— START OF SUPPLIED INFORMATION —

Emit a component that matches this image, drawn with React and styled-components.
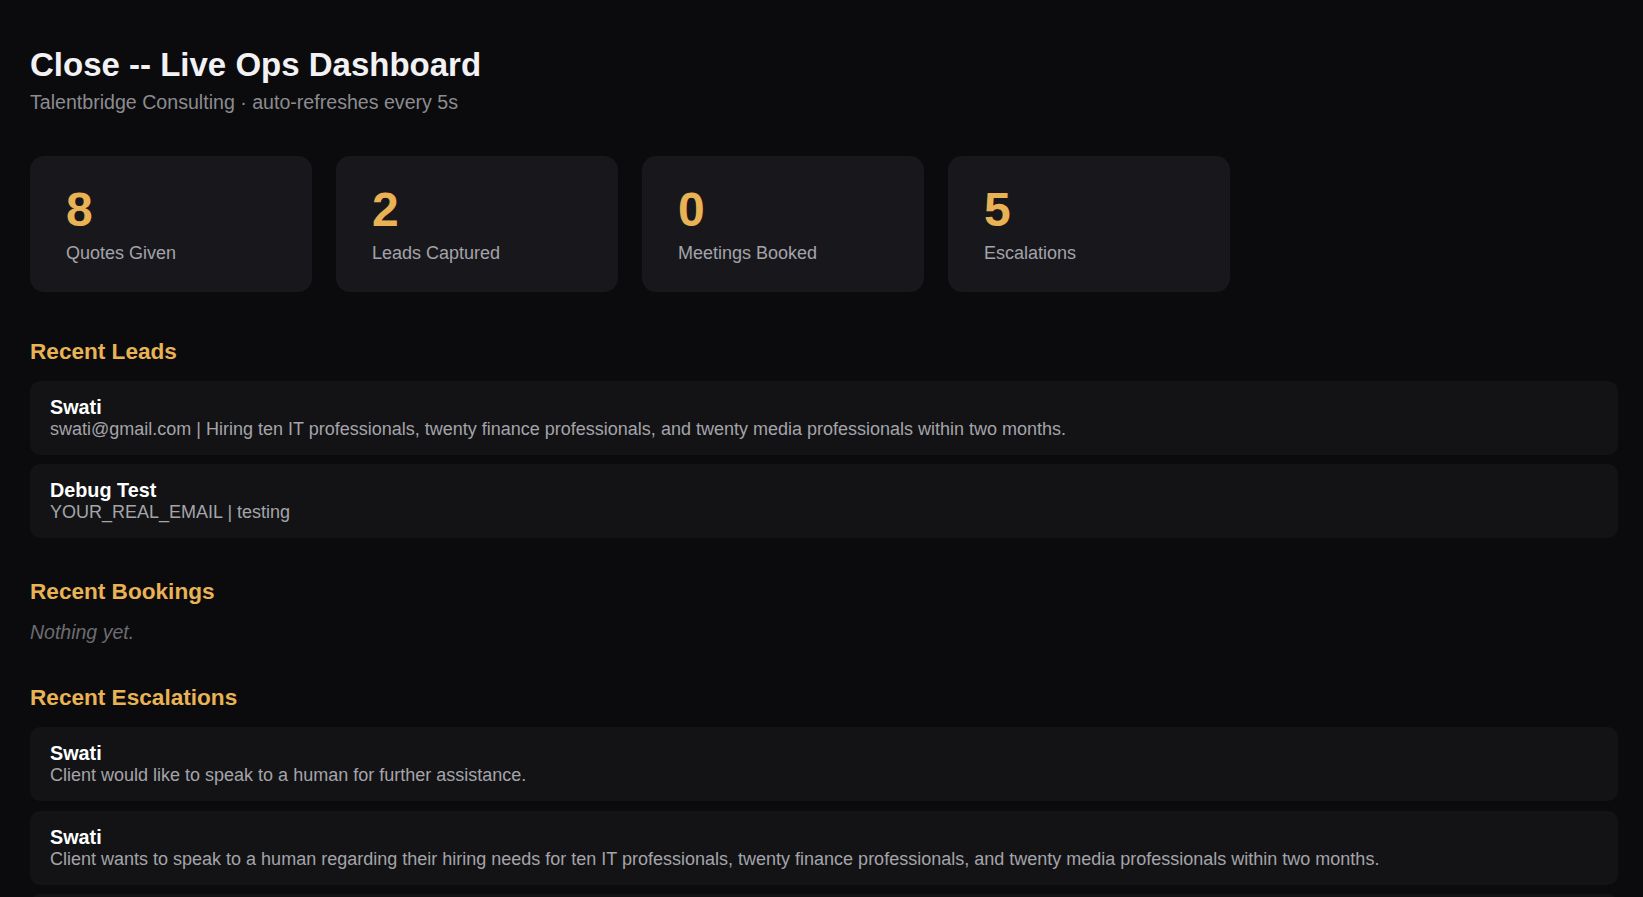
import React from 'react';
import styled, { createGlobalStyle } from 'styled-components';

const GlobalStyle = createGlobalStyle`
  * {
    box-sizing: border-box;
  }

  body {
    margin: 0;
    background: #0b0b0d;
    color: #f0f0f2;
    font-family: 'Liberation Sans', Arial, sans-serif;
  }
`;

const Page = styled.div`
  padding: 46px 25px 40px 30px;
`;

const Title = styled.h1`
  margin: 0;
  font-size: 33px;
  font-weight: 700;
  color: #f2f2f4;
`;

const Subtitle = styled.p`
  margin: 7px 0 0;
  font-size: 19.6px;
  color: #8b8b90;
`;

const Stats = styled.div`
  display: flex;
  gap: 24px;
  margin: 42px 0 47px;
`;

const StatCard = styled.div`
  width: 282px;
  padding: 28px 36px;
  background: #18181c;
  border-radius: 14px;
`;

const StatValue = styled.div`
  font-size: 48px;
  line-height: 1.1;
  font-weight: 700;
  color: #e9b255;
`;

const StatLabel = styled.div`
  margin-top: 6px;
  font-size: 18px;
  color: #a3a3aa;
`;

const Section = styled.section`
  margin-bottom: 41px;
`;

const SectionTitle = styled.h2`
  margin: 0 0 16px;
  font-size: 22.6px;
  font-weight: 700;
  color: #e9b255;
`;

const List = styled.div`
  display: flex;
  flex-direction: column;
  gap: 9.5px;
`;

const Item = styled.div`
  padding: 15px 20px;
  background: #131315;
  border-radius: 10px;
`;

const ItemName = styled.div`
  font-size: 19.8px;
  font-weight: 700;
  color: #ffffff;
`;

const ItemText = styled.div`
  font-size: 18px;
  color: #a4a4aa;
`;

const Empty = styled.p`
  margin: 0;
  font-size: 19.5px;
  font-style: italic;
  color: #6c6c72;
`;

const stats = [
  { value: 8, label: 'Quotes Given' },
  { value: 2, label: 'Leads Captured' },
  { value: 0, label: 'Meetings Booked' },
  { value: 5, label: 'Escalations' },
];

const leads = [
  {
    name: 'Swati',
    text: 'swati@gmail.com | Hiring ten IT professionals, twenty finance professionals, and twenty media professionals within two months.',
  },
  { name: 'Debug Test', text: 'YOUR_REAL_EMAIL | testing' },
];

const bookings = [];

const escalations = [
  { name: 'Swati', text: 'Client would like to speak to a human for further assistance.' },
  {
    name: 'Swati',
    text: 'Client wants to speak to a human regarding their hiring needs for ten IT professionals, twenty finance professionals, and twenty media professionals within two months.',
  },
  { name: 'Debug Test', text: 'testing' },
];

function RecentList({ title, items }) {
  return (
    <Section>
      <SectionTitle>{title}</SectionTitle>
      {items.length === 0 ? (
        <Empty>Nothing yet.</Empty>
      ) : (
        <List>
          {items.map((item, i) => (
            <Item key={i}>
              <ItemName>{item.name}</ItemName>
              <ItemText>{item.text}</ItemText>
            </Item>
          ))}
        </List>
      )}
    </Section>
  );
}

export default function App() {
  return (
    <>
      <GlobalStyle />
      <Page>
        <Title>Close -- Live Ops Dashboard</Title>
        <Subtitle>Talentbridge Consulting · auto-refreshes every 5s</Subtitle>

        <Stats>
          {stats.map((s) => (
            <StatCard key={s.label}>
              <StatValue>{s.value}</StatValue>
              <StatLabel>{s.label}</StatLabel>
            </StatCard>
          ))}
        </Stats>

        <RecentList title="Recent Leads" items={leads} />
        <RecentList title="Recent Bookings" items={bookings} />
        <RecentList title="Recent Escalations" items={escalations} />
      </Page>
    </>
  );
}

— END OF SUPPLIED INFORMATION —

> REQUIRED WORK: Repeat the listing verbatim. Skip the pictures.

> WRITTEN SOLUTION:
Emit a component that matches this image, drawn with React and styled-components.
import React from 'react';
import styled, { createGlobalStyle } from 'styled-components';

const GlobalStyle = createGlobalStyle`
  * {
    box-sizing: border-box;
  }

  body {
    margin: 0;
    background: #0b0b0d;
    color: #f0f0f2;
    font-family: 'Liberation Sans', Arial, sans-serif;
  }
`;

const Page = styled.div`
  padding: 46px 25px 40px 30px;
`;

const Title = styled.h1`
  margin: 0;
  font-size: 33px;
  font-weight: 700;
  color: #f2f2f4;
`;

const Subtitle = styled.p`
  margin: 7px 0 0;
  font-size: 19.6px;
  color: #8b8b90;
`;

const Stats = styled.div`
  display: flex;
  gap: 24px;
  margin: 42px 0 47px;
`;

const StatCard = styled.div`
  width: 282px;
  padding: 28px 36px;
  background: #18181c;
  border-radius: 14px;
`;

const StatValue = styled.div`
  font-size: 48px;
  line-height: 1.1;
  font-weight: 700;
  color: #e9b255;
`;

const StatLabel = styled.div`
  margin-top: 6px;
  font-size: 18px;
  color: #a3a3aa;
`;

const Section = styled.section`
  margin-bottom: 41px;
`;

const SectionTitle = styled.h2`
  margin: 0 0 16px;
  font-size: 22.6px;
  font-weight: 700;
  color: #e9b255;
`;

const List = styled.div`
  display: flex;
  flex-direction: column;
  gap: 9.5px;
`;

const Item = styled.div`
  padding: 15px 20px;
  background: #131315;
  border-radius: 10px;
`;

const ItemName = styled.div`
  font-size: 19.8px;
  font-weight: 700;
  color: #ffffff;
`;

const ItemText = styled.div`
  font-size: 18px;
  color: #a4a4aa;
`;

const Empty = styled.p`
  margin: 0;
  font-size: 19.5px;
  font-style: italic;
  color: #6c6c72;
`;

const stats = [
  { value: 8, label: 'Quotes Given' },
  { value: 2, label: 'Leads Captured' },
  { value: 0, label: 'Meetings Booked' },
  { value: 5, label: 'Escalations' },
];

const leads = [
  {
    name: 'Swati',
    text: 'swati@gmail.com | Hiring ten IT professionals, twenty finance professionals, and twenty media professionals within two months.',
  },
  { name: 'Debug Test', text: 'YOUR_REAL_EMAIL | testing' },
];

const bookings = [];

const escalations = [
  { name: 'Swati', text: 'Client would like to speak to a human for further assistance.' },
  {
    name: 'Swati',
    text: 'Client wants to speak to a human regarding their hiring needs for ten IT professionals, twenty finance professionals, and twenty media professionals within two months.',
  },
  { name: 'Debug Test', text: 'testing' },
];

function RecentList({ title, items }) {
  return (
    <Section>
      <SectionTitle>{title}</SectionTitle>
      {items.length === 0 ? (
        <Empty>Nothing yet.</Empty>
      ) : (
        <List>
          {items.map((item, i) => (
            <Item key={i}>
              <ItemName>{item.name}</ItemName>
              <ItemText>{item.text}</ItemText>
            </Item>
          ))}
        </List>
      )}
    </Section>
  );
}

export default function App() {
  return (
    <>
      <GlobalStyle />
      <Page>
        <Title>Close -- Live Ops Dashboard</Title>
        <Subtitle>Talentbridge Consulting · auto-refreshes every 5s</Subtitle>

        <Stats>
          {stats.map((s) => (
            <StatCard key={s.label}>
              <StatValue>{s.value}</StatValue>
              <StatLabel>{s.label}</StatLabel>
            </StatCard>
          ))}
        </Stats>

        <RecentList title="Recent Leads" items={leads} />
        <RecentList title="Recent Bookings" items={bookings} />
        <RecentList title="Recent Escalations" items={escalations} />
      </Page>
    </>
  );
}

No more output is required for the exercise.